Think about plant size before you sow or transplant. A raised bed can look spacious in April and crowded by June. Put tall crops where they will not shade smaller ones, and give sprawling plants room or a trellis. Trellising is especially helpful in raised beds because it keeps fruit cleaner and opens up more growing space.

There is also nothing wrong with mixing vegetables and flowers. Marigolds, calendula, alyssum, and nasturtiums can make a bed more attractive and bring in pollinators. Organic gardening works best when the space feels alive, not sterile.

Common raised bed mistakes to avoid

Most problems are easy to avoid once you know where gardens usually go sideways. Overfilling the bed with poor soil, placing it in too much shade, and planting too close together are the big ones. So is building more than you can realistically water, weed, and harvest.

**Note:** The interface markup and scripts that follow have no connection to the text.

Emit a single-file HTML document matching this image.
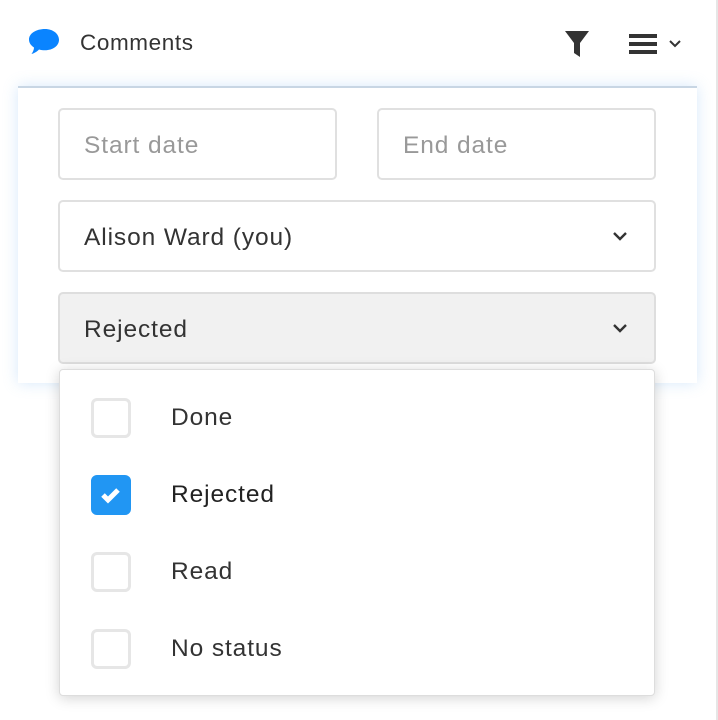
<!DOCTYPE html>
<html><head><meta charset="utf-8"><style>
html,body{margin:0;padding:0;background:#fff;width:718px;height:720px;overflow:hidden;font-family:"Liberation Sans",sans-serif;color:#333;position:relative}
.edge{position:absolute;left:716px;top:0;width:2px;height:720px;background:#e6e6e6}
.title{position:absolute;left:80px;top:30px;font-size:22.5px;letter-spacing:0.6px;color:#333}
.panel{position:absolute;left:18px;top:86px;width:679px;height:297px;background:#fff;border-top:2px solid #c8d6e4;box-shadow:0 0 14px rgba(120,180,240,.3);box-sizing:border-box}
.field{position:absolute;border:2px solid #e0e0e0;border-radius:5px;box-sizing:border-box;font-size:24.5px;letter-spacing:0.9px;padding-left:24px;padding-top:4px;display:flex;align-items:center}
.ph{color:#999}
.chev{position:absolute;right:26px;top:50%;margin-top:-5px}
.menu{position:absolute;left:59px;top:369px;width:596px;height:327px;background:#fff;border:1px solid #ddd;border-radius:4px;box-shadow:0 2px 14px rgba(0,0,0,.18);box-sizing:border-box}
.item{position:absolute;left:0;height:40px;font-size:24.5px;letter-spacing:0.9px;display:flex;align-items:center}
.cb{position:absolute;left:31px;width:40px;height:40px;border:3px solid #e6e6e6;border-radius:6px;box-sizing:border-box}
.cb.on{background:#2196f3;border-color:#2196f3}
.lbl{position:absolute;left:111px;white-space:nowrap}
</style></head><body>
<div class="edge"></div>
<svg style="position:absolute;left:27px;top:28px" width="34" height="28" viewBox="0 0 34 28"><path d="M18 1C9 1 2 5.5 2 11.5c0 3.5 2 6 5 8 0 2.5-1.5 5-2.5 6.5 3.5-1 6-3 7.5-4.5 2 .6 4 .8 6 .8 8 0 14-4.5 14-10.5S26 1 18 1z" fill="#0a84ff"/></svg>
<div class="title">Comments</div>
<svg style="position:absolute;left:564px;top:30px" width="26" height="28" viewBox="0 0 26 28"><path d="M1 1h24l-9 12v14l-6-4V13z" fill="#333"/></svg>
<svg style="position:absolute;left:629px;top:34px" width="30" height="20" viewBox="0 0 30 20"><rect x="0" y="0" width="28" height="4" fill="#333"/><rect x="0" y="8" width="28" height="4" fill="#333"/><rect x="0" y="16" width="28" height="4" fill="#333"/></svg>
<svg style="position:absolute;left:668px;top:39px" width="14" height="10" viewBox="0 0 14 10"><path d="M2 2l5 5 5-5" stroke="#333" stroke-width="2" fill="none"/></svg>
<div class="panel"></div>
<div class="field" style="left:58px;top:108px;width:279px;height:72px"><span class="ph">Start date</span></div>
<div class="field" style="left:377px;top:108px;width:279px;height:72px"><span class="ph">End date</span></div>
<div class="field" style="left:58px;top:200px;width:598px;height:72px">Alison Ward (you)<svg class="chev" width="16" height="10" viewBox="0 0 16 10"><path d="M2 2l6 6 6-6" stroke="#333" stroke-width="2.4" fill="none"/></svg></div>
<div class="field" style="left:58px;top:292px;width:598px;height:72px;background:#f1f1f1;border-color:#dedede">Rejected<svg class="chev" width="16" height="10" viewBox="0 0 16 10"><path d="M2 2l6 6 6-6" stroke="#333" stroke-width="2.4" fill="none"/></svg></div>
<div class="menu">
 <div class="item" style="top:28px"><div class="cb"></div><span class="lbl">Done</span></div>
 <div class="item" style="top:105px"><div class="cb on"><svg width="34" height="34" viewBox="0 0 34 34"><path d="M9 17l5 5 10-10" stroke="#fff" stroke-width="5" fill="none"/></svg></div><span class="lbl" style="color:#222">Rejected</span></div>
 <div class="item" style="top:182px"><div class="cb"></div><span class="lbl">Read</span></div>
 <div class="item" style="top:259px"><div class="cb"></div><span class="lbl">No status</span></div>
</div>
</body></html>
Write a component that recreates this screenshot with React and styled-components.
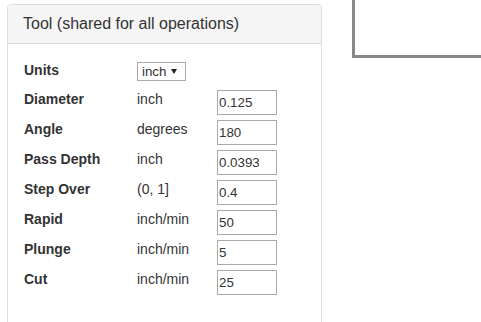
import React from "react";
import styled, { createGlobalStyle } from "styled-components";

const Global = createGlobalStyle`
  html, body { margin: 0; padding: 0; background: #fff; }
  body {
    font-family: "Liberation Sans", Arial, sans-serif;
    font-size: 14px;
    color: #333;
    overflow: hidden;
  }
`;

const Page = styled.div`
  display: flex;
  align-items: flex-start;
  padding-left: 7px;
  width: 481px;
  height: 322px;
  box-sizing: border-box;
  overflow: hidden;
`;

const Panel = styled.section`
  width: 315px;
  height: 340px;
  margin-top: 4px;
  box-sizing: border-box;
  border: 1px solid #ddd;
  border-radius: 4px;
  background: #fff;
  flex-shrink: 0;
`;

const PanelHeading = styled.div`
  padding: 10px 15px;
  background: #f5f5f5;
  border-bottom: 1px solid #ddd;
  border-radius: 3px 3px 0 0;
  font-size: 16px;
  line-height: 17.6px;
  color: #333;
`;

const PanelBody = styled.div`
  padding: 15px 15px 15px 16px;
`;

const Row = styled.div`
  display: grid;
  grid-template-columns: 113px 80px 60px;
  height: ${(p) => (p.$first ? 29 : 30)}px;
  align-items: start;
`;

const Label = styled.div`
  font-weight: bold;
  line-height: 20px;
  margin-top: 1px;
`;

const Unit = styled.div`
  line-height: 20px;
  margin-top: 1px;
`;

const SelectWrap = styled.div`
  position: relative;
  grid-column: 2 / 4;
  width: 49px;
  height: 19px;
  margin-top: 3px;
`;

const Select = styled.select`
  appearance: none;
  -webkit-appearance: none;
  width: 49px;
  height: 19px;
  box-sizing: border-box;
  border: 1px solid #a9a9a9;
  border-radius: 0;
  background: #fff;
  padding: 0 0 0 4px;
  font-family: "Liberation Sans", Arial, sans-serif;
  font-size: 13.333px;
  line-height: 17px;
  color: #333;
  outline: none;
`;

const Arrow = styled.span`
  position: absolute;
  left: 34px;
  top: 7px;
  width: 0;
  height: 0;
  border-left: 3px solid transparent;
  border-right: 3px solid transparent;
  border-top: 5px solid #222;
  pointer-events: none;
`;

const Input = styled.input`
  width: 60px;
  height: 25px;
  margin: 2px 0 0;
  box-sizing: border-box;
  border: 1px solid #a9a9a9;
  border-radius: 0;
  padding: 1px 17px 0 1px;
  font-family: "Liberation Sans", Arial, sans-serif;
  font-size: 13.333px;
  color: #333;
  background: #fff;
  outline: none;
`;

const Canvas = styled.div`
  margin-left: 30px;
  width: 200px;
  height: 58px;
  flex-shrink: 0;
  box-sizing: border-box;
  border: 3px solid #888;
  border-top: none;
  background: #fff;
`;

const fields = [
  ["Diameter", "inch", "0.125"],
  ["Angle", "degrees", "180"],
  ["Pass Depth", "inch", "0.03937007874015748"],
  ["Step Over", "(0, 1]", "0.4"],
  ["Rapid", "inch/min", "50"],
  ["Plunge", "inch/min", "5"],
  ["Cut", "inch/min", "25"],
];

export default function App() {
  return (
    <>
      <Global />
      <Page>
        <Panel>
          <PanelHeading>Tool (shared for all operations)</PanelHeading>
          <PanelBody>
            <Row $first>
              <Label>Units</Label>
              <SelectWrap>
                <Select defaultValue="inch">
                  <option value="inch">inch</option>
                  <option value="mm">mm</option>
                </Select>
                <Arrow />
              </SelectWrap>
            </Row>
            {fields.map(([label, unit, value]) => (
              <Row key={label}>
                <Label>{label}</Label>
                <Unit>{unit}</Unit>
                <Input defaultValue={value} />
              </Row>
            ))}
          </PanelBody>
        </Panel>
        <Canvas />
      </Page>
    </>
  );
}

Another common mistake is assuming raised beds do not need soil improvement after the first year. They do. Soil settles, organic matter breaks down, and nutrients get used. Adding compost regularly keeps the bed productive instead of letting it slowly turn tired and compacted.

And if pests show up, try not to treat that as failure. Raised beds make gardening easier, not magical. You may still deal with aphids, cabbage worms, or squash vine borers. Healthy soil, good spacing, row covers when needed, and regular observation usually go farther than harsh sprays.

Starting raised beds without overcomplicating it

If all of this feels like a lot, keep the first version simple. Build one bed in a sunny spot. Fill it with quality soil and compost. Plant a few reliable crops. Mulch them. Water deeply. Notice what works.

That is really the heart of how to start raised beds. Not perfection. Not expensive gear. Just a manageable setup that gives your plants a strong start and gives you enough success to want to keep going.

A good raised bed gets better with time, and so do the gardeners tending it.